With his mischievous brother in shackles and not a peep from the bothersome frost giants of his first solo outing, the now wiser and (slightly) older Thor returns for a fantasy tale of epic world-hopping proportions. The story picks up almost immediately from the battle of New York (Avengers Assemble), where he and his fellow Avengers beat down on his kid brother Loki for having his hand in the cosmic cookie jar. 

Thor returns to his home on Asgard a hero and Loki is thrown into prison for life, spared from destruction only at the request of his mother Frigga, played deftly and gracefully by Rene Russo, who brings depth and texture as well as much needed heart to the film. The nine realms, of which Earth and Asgard are two, will soon become aligned and when this happens the villainous Dark Elves plan to use the Aether (an ancient cosmic force) to undo all of reality. A few added complications mean that they don’t yet have the Aether and Thor’s fragile human lady friend Jane Foster (Natalie Portman) gets mixed up in all of this chaos.

Chris Hemsworth and Anthony Hopkins in Thor: The Dark World

From this set up the action moves at a quick pace using levity and light hearted moments to perk up viewers who may have lost interest in the cosmic struggle at hand. One definite casualty of this tact are the humourless and one dimensional Dark Elves who are out of place in a film that is far too self-aware to take them as seriously as they take themselves. With comedy featuring high on the agenda the welcomed return of Jane’s sardonic assistant Darcy (Kat Dennings) is taken too far, ruining what needed to be a purely dramatic finale. Although Thor: the Dark World is a huge step back in the right direction for Marvel movies after the just-for-lols Iron Man 3, the accelerated rise and fall from drama to laughs leaves no time for reflection or tension (with one very notable exception, which I will not spoil for you).

It would though be disingenuous not to congratulate director Alan Taylor on what he has achieved here. Thor: The Dark World presents us with a wondrous tale filled with sweeping mythical landscapes and three dimensional characters that continue to evolve as events take their toll – ironically this can only be said for Thor and his Asgardian brethren because the human characters, with Foster included, are rather flat. Character development is most evident in our eponymous hero, manifesting around his inner turmoil about love, family and responsibility. 

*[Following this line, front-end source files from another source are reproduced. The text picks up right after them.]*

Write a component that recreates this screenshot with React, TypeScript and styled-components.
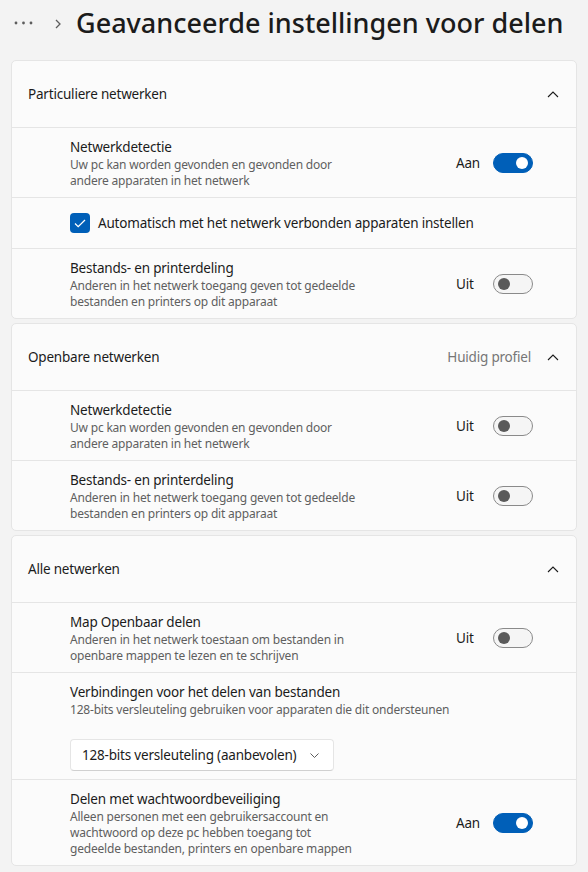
import React from "react";
import styled, { createGlobalStyle } from "styled-components";

const Global = createGlobalStyle`
  html, body { margin: 0; padding: 0; background: #f3f3f3; }
  body { font-family: "Noto Sans", "Open Sans", "Liberation Sans", sans-serif; color: #1b1b1b; }
  * { box-sizing: border-box; }
`;

const Page = styled.div`
  width: 588px;
  padding: 0 11px 8px 11px;
`;

const Header = styled.div`
  height: 60px;
  display: flex;
  align-items: center;
  padding-bottom: 15px;
`;

const Dots = styled.div`
  width: 22px;
  display: flex;
  align-items: center;
  margin-left: 3px;
  color: #5d5d5d;
`;

const Crumb = styled.div`
  margin-left: 19px;
  margin-right: 15px;
  display: flex;
  align-items: center;
  margin-top: 2px;
  color: #5d5d5d;
`;

const Title = styled.h1`
  margin: 0;
  font-size: 27px;
  font-weight: 500;
  letter-spacing: 0;
  color: #1b1b1b;
  white-space: nowrap;
`;

const Card = styled.section`
  background: #fbfbfb;
  border: 1px solid #e5e5e5;
  border-radius: 5px;
  margin-bottom: 4px;
`;

const CardHead = styled.div`
  height: 66px;
  display: flex;
  align-items: center;
  padding: 0 17px 0 16px;
  font-size: 13.5px;
  letter-spacing: -0.2px;
`;

const HeadTitle = styled.div`
  flex: 1;
`;

const HeadMeta = styled.div`
  color: #767676;
  margin-right: 16px;
`;

const Row = styled.div<{ $h: number }>`
  min-height: ${(p) => p.$h}px;
  border-top: 1px solid #e5e5e5;
  display: flex;
  align-items: center;
  padding: 9px 43px 8px 58px;
`;

const Texts = styled.div`
  flex: 1;
  display: flex;
  flex-direction: column;
`;

const RowTitle = styled.div`
  font-size: 13.5px;
  letter-spacing: -0.2px;
  line-height: 20px;
  color: #1b1b1b;
`;

const RowDesc = styled.div`
  font-size: 12px;
  letter-spacing: -0.2px;
  line-height: 16px;
  color: #5f5f5f;
  max-width: 300px;
`;

const WideDesc = styled(RowDesc)`
  max-width: none;
`;

const StateLabel = styled.div`
  width: 37px;
  font-size: 13.5px;
  letter-spacing: -0.2px;
  color: #1b1b1b;
`;

const Track = styled.div<{ $on: boolean }>`
  width: 40px;
  height: 20px;
  border-radius: 10px;
  display: flex;
  align-items: center;
  justify-content: ${(p) => (p.$on ? "flex-end" : "flex-start")};
  padding: 0 4px;
  background: ${(p) => (p.$on ? "#005fb8" : "#f5f5f5")};
  border: 1px solid ${(p) => (p.$on ? "#005fb8" : "#8a8a8a")};
`;

const Knob = styled.div<{ $on: boolean }>`
  width: 12px;
  height: 12px;
  border-radius: 50%;
  background: ${(p) => (p.$on ? "#ffffff" : "#5a5a5a")};
`;

const CheckRow = styled.div`
  height: 51px;
  border-top: 1px solid #e5e5e5;
  display: flex;
  align-items: center;
  padding-left: 58px;
  gap: 8px;
  font-size: 13.5px;
  letter-spacing: -0.2px;
`;

const CheckBox = styled.div`
  width: 20px;
  height: 20px;
  border-radius: 4px;
  background: #005fb8;
  display: flex;
  align-items: center;
  justify-content: center;
`;

const Dropdown = styled.div`
  margin-top: 21px;
  width: 264px;
  height: 32px;
  border: 1px solid #e5e5e5;
  border-bottom-color: #d0d0d0;
  border-radius: 4px;
  background: #ffffff;
  display: flex;
  align-items: center;
  padding: 0 14px 0 11px;
  font-size: 13.5px;
  letter-spacing: -0.2px;
  justify-content: space-between;
`;

const ChevronUp = () => (
  <svg width="12" height="7" viewBox="0 0 12 7">
    <path d="M1 6 L6 1 L11 6" fill="none" stroke="#1b1b1b" strokeWidth="1.1" />
  </svg>
);

const Toggle = ({ on }: { on: boolean }) => (
  <>
    <StateLabel>{on ? "Aan" : "Uit"}</StateLabel>
    <Track $on={on}>
      <Knob $on={on} />
    </Track>
  </>
);

const SettingRow = ({
  title,
  desc,
  on,
}: {
  title: string;
  desc: string[];
  on: boolean;
}) => (
  <Row $h={70}>
    <Texts>
      <RowTitle>{title}</RowTitle>
      {desc.map((d) => (
        <RowDesc key={d}>{d}</RowDesc>
      ))}
    </Texts>
    <Toggle on={on} />
  </Row>
);

export default function App() {
  return (
    <Page>
      <Global />
      <Header>
        <Dots>
          <svg width="20" height="4" viewBox="0 0 20 4">
            <circle cx="2" cy="2" r="1.4" fill="#5d5d5d" />
            <circle cx="9.5" cy="2" r="1.4" fill="#5d5d5d" />
            <circle cx="17" cy="2" r="1.4" fill="#5d5d5d" />
          </svg>
        </Dots>
        <Crumb>
          <svg width="6" height="10" viewBox="0 0 6 10">
            <path d="M1 1 L5 5 L1 9" fill="none" stroke="#5d5d5d" strokeWidth="1.3" />
          </svg>
        </Crumb>
        <Title>Geavanceerde instellingen voor delen</Title>
      </Header>

      <Card>
        <CardHead>
          <HeadTitle>Particuliere netwerken</HeadTitle>
          <ChevronUp />
        </CardHead>
        <SettingRow
          title="Netwerkdetectie"
          desc={["Uw pc kan worden gevonden en gevonden door", "andere apparaten in het netwerk"]}
          on={true}
        />
        <CheckRow>
          <CheckBox>
            <svg width="12" height="9" viewBox="0 0 12 9">
              <path d="M1 4.5 L4.2 7.6 L11 1" fill="none" stroke="#ffffff" strokeWidth="1.3" />
            </svg>
          </CheckBox>
          Automatisch met het netwerk verbonden apparaten instellen
        </CheckRow>
        <SettingRow
          title="Bestands- en printerdeling"
          desc={["Anderen in het netwerk toegang geven tot gedeelde", "bestanden en printers op dit apparaat"]}
          on={false}
        />
      </Card>

      <Card>
        <CardHead>
          <HeadTitle>Openbare netwerken</HeadTitle>
          <HeadMeta>Huidig profiel</HeadMeta>
          <ChevronUp />
        </CardHead>
        <SettingRow
          title="Netwerkdetectie"
          desc={["Uw pc kan worden gevonden en gevonden door", "andere apparaten in het netwerk"]}
          on={false}
        />
        <SettingRow
          title="Bestands- en printerdeling"
          desc={["Anderen in het netwerk toegang geven tot gedeelde", "bestanden en printers op dit apparaat"]}
          on={false}
        />
      </Card>

      <Card>
        <CardHead>
          <HeadTitle>Alle netwerken</HeadTitle>
          <ChevronUp />
        </CardHead>
        <SettingRow
          title="Map Openbaar delen"
          desc={["Anderen in het netwerk toestaan om bestanden in", "openbare mappen te lezen en te schrijven"]}
          on={false}
        />
        <Row $h={106}>
          <Texts>
            <RowTitle>Verbindingen voor het delen van bestanden</RowTitle>
            <WideDesc>128-bits versleuteling gebruiken voor apparaten die dit ondersteunen</WideDesc>
            <Dropdown>
              <span>128-bits versleuteling (aanbevolen)</span>
              <svg width="9" height="5" viewBox="0 0 9 5">
                <path d="M0.5 0.5 L4.5 4.5 L8.5 0.5" fill="none" stroke="#5d5d5d" strokeWidth="1" />
              </svg>
            </Dropdown>
          </Texts>
        </Row>
        <SettingRow
          title="Delen met wachtwoordbeveiliging"
          desc={[
            "Alleen personen met een gebruikersaccount en",
            "wachtwoord op deze pc hebben toegang tot",
            "gedeelde bestanden, printers en openbare mappen",
          ]}
          on={true}
        />
      </Card>
    </Page>
  );
}
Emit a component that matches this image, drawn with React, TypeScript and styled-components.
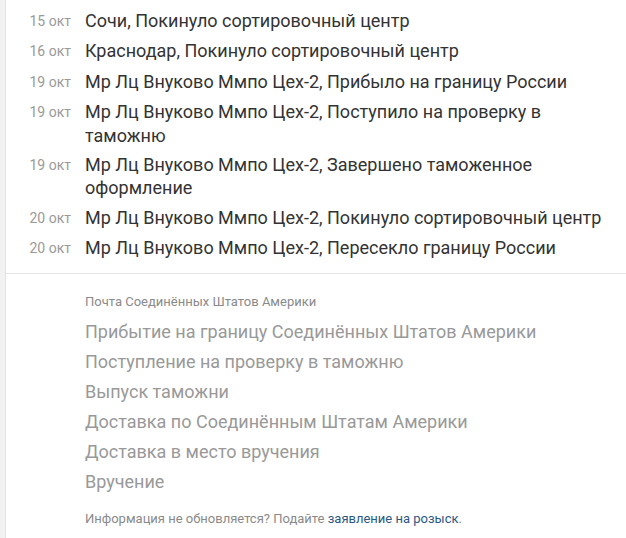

Natalie Portman and Chris Hemsworth in Thor: The Dark World

I'm going with a very respectable three stars for Thor: The Dark World. For fans of the franchise there is a level of detail that the first film simply did not have the time to share. Avid fanboys must stay for the mid credit scene which blows the lid on the biggest plot point of all these interlinked Marvel movies; do be warned however, it looks like a cheap 1970’s Dr Who prologue and I suspect it has been shoe horned in at the last minute following the lame end credits scene of Iron Man 3.  A very end of credits scene rounds the movie off perfectly, with the delivery of a satisfying ending.